Varias son las acciones que podemos llevar a cabo. Primero, los que tenemos la fortuna de poder comer todos los días, no desperdiciar. El desperdicio es una bofetada en la cara de quienes no tienen nada que llevarse a la boca. Segundo, tratar de hacer nosotros nuestros propios alimentos. Conservas, compotas, frutas secas. Tercero, tener en casa alimentos que no caducan. Y, cuarto, compartir una despensa –o dos– a la semana con aquellas personas que sabemos que pasan necesidad.

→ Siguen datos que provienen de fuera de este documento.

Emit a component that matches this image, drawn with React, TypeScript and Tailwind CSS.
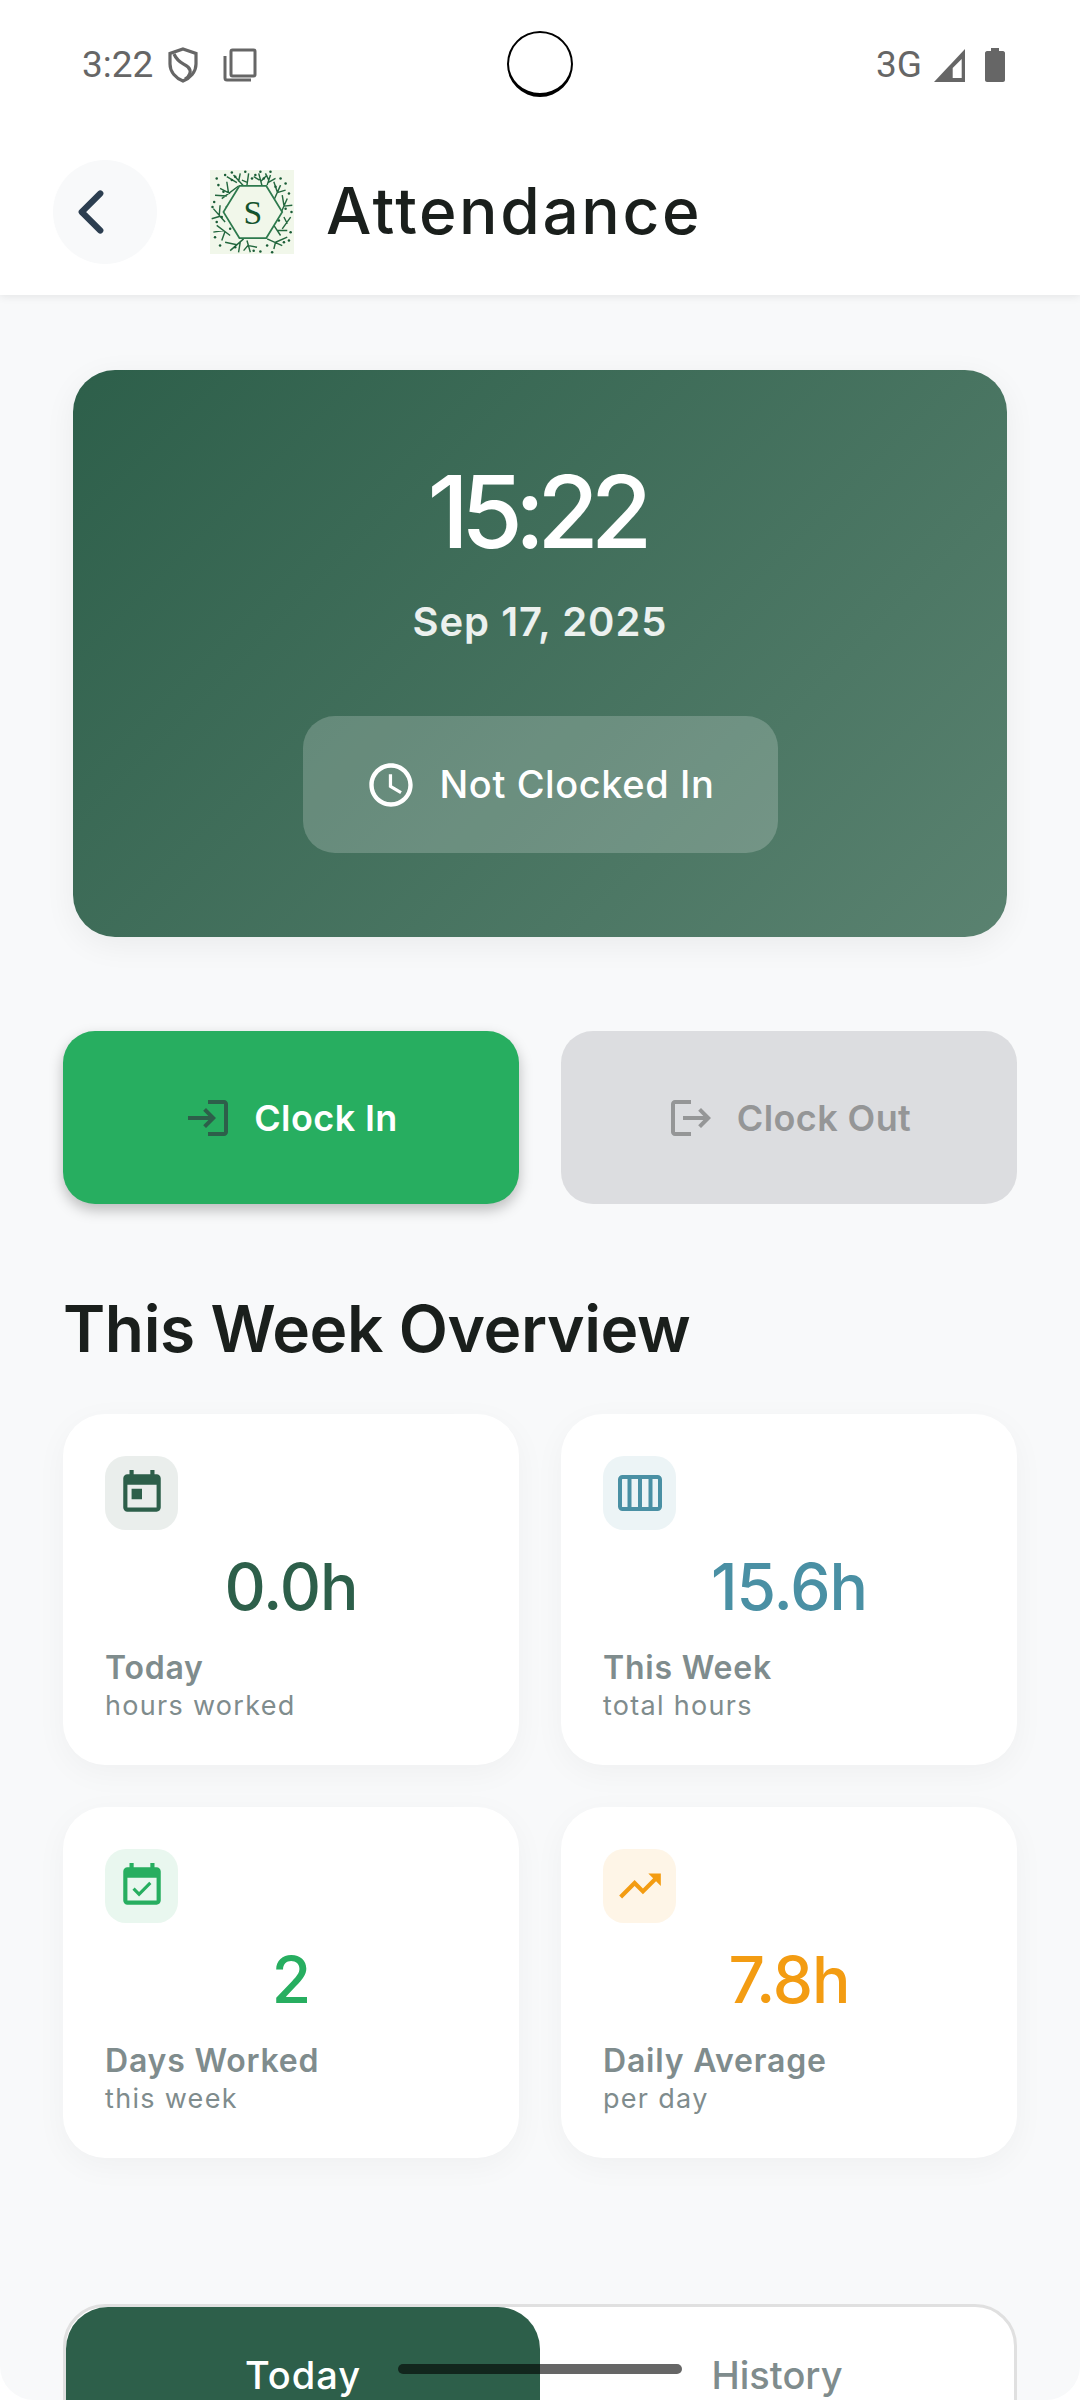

En pocas palabras: hoy más que nunca el espíritu cristiano se muestra en la austeridad, en la necesidad de ponerle límites al consumo. De eso se trata nuestra fe: de compartir, de preocuparse por el espíritu y por el otro; de sacar fuerzas de flaqueza. Cuando todo converge hacia una vida extravagante, la modestia del hablar, del vestir, del comer y del beber; la misión de adoptar lo esencial nos hace más conscientes de ser hijos de Dios, hermanos de Cristo, hermanos de nuestros hermanos.
En algún lugar leí que el verdadero cristiano se construye con tres elementos: madrugar, ayunar y callar. Solo por amor a Dios será posible cumplir ese programa de vida, cuando en el mundo priva la dispersión, el parloteo y la intolerancia a todo lo que nos exija un sacrificio.